Your objective: Pictures stay out. Extract the lines below from the first one through the line with "import React from 'react';", both included.

○ ○ ○ ○ ○ ○ ○

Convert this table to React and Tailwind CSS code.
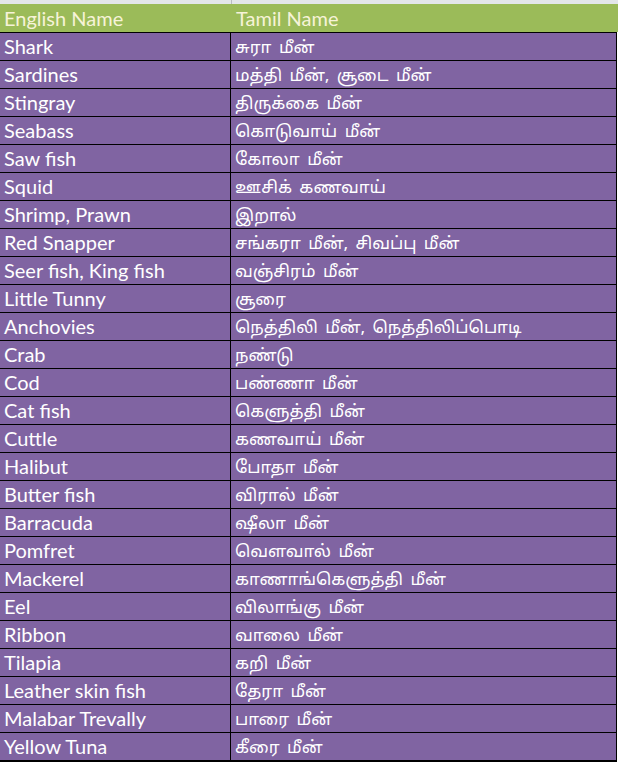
import React from 'react';

const fish = [
  ['Shark', 'சுரா மீன்'],
  ['Sardines', 'மத்தி மீன், சூடை மீன்'],
  ['Stingray', 'திருக்கை மீன்'],
  ['Seabass', 'கொடுவாய் மீன்'],
  ['Saw fish', 'கோலா மீன்'],
  ['Squid', 'ஊசிக் கணவாய்'],
  ['Shrimp, Prawn', 'இறால்'],
  ['Red Snapper', 'சங்கரா மீன், சிவப்பு மீன்'],
  ['Seer fish, King fish', 'வஞ்சிரம் மீன்'],
  ['Little Tunny', 'சூரை'],
  ['Anchovies', 'நெத்திலி மீன், நெத்திலிப்பொடி'],
  ['Crab', 'நண்டு'],
  ['Cod', 'பண்ணா மீன்'],
  ['Cat fish', 'கெளுத்தி மீன்'],
  ['Cuttle', 'கணவாய் மீன்'],
  ['Halibut', 'போதா மீன்'],
  ['Butter fish', 'விரால் மீன்'],
  ['Barracuda', 'ஷீலா மீன்'],
  ['Pomfret', 'வௌவால் மீன்'],
  ['Mackerel', 'காணாங்கெளுத்தி மீன்'],
  ['Eel', 'விலாங்கு மீன்'],
  ['Ribbon', 'வாலை மீன்'],
  ['Tilapia', 'கறி மீன்'],
  ['Leather skin fish', 'தேரா மீன்'],
  ['Malabar Trevally', 'பாரை மீன்'],
  ['Yellow Tuna', 'கீரை மீன்'],
];

const latin = { fontFamily: 'Lato, "Open Sans", sans-serif' };
const tamil = { fontFamily: '"Noto Sans Tamil", Lato, "Noto Sans", sans-serif' };

export default function App() {
  return (
    <div className="w-[618px] h-[762px] bg-white overflow-hidden flex flex-col">
      {/* sheet gridline strip */}
      <div className="h-[4px] grid grid-cols-[232px_1fr] bg-[#e3e6ea]">
        <div className="border-r border-[#b8bcc2]" />
        <div />
      </div>

      {/* header */}
      <div
        className="h-[28px] grid grid-cols-[231px_1fr] bg-[#9bbb59] text-[#f6f3d8] text-[20px] leading-none"
        style={latin}
      >
        <div className="flex items-end pl-[4px] pb-[4px]">English Name</div>
        <div className="flex items-end pl-[5px] pb-[4px]">Tamil Name</div>
      </div>

      {/* rows */}
      <div className="w-[617px] border-r border-black bg-[#8064a2] text-white">
        {fish.map(([en, ta]) => (
          <div key={en} className="h-[28px] grid grid-cols-[231px_1fr] border-t border-black">
            <div
              className="flex items-end pl-[4px] pb-[4px] text-[20px] leading-none border-r border-black"
              style={latin}
            >
              {en}
            </div>
            <div
              className="flex items-end pl-[4px] pb-[3px] text-[17px] leading-none [word-spacing:3px]"
              style={tamil}
            >
              {ta}
            </div>
          </div>
        ))}
        <div className="border-t-2 border-black" />
      </div>
    </div>
  );
}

○ ○ ○ ○ ○ ○ ○

Answer to the exercise:
Convert this table to React and Tailwind CSS code.
import React from 'react';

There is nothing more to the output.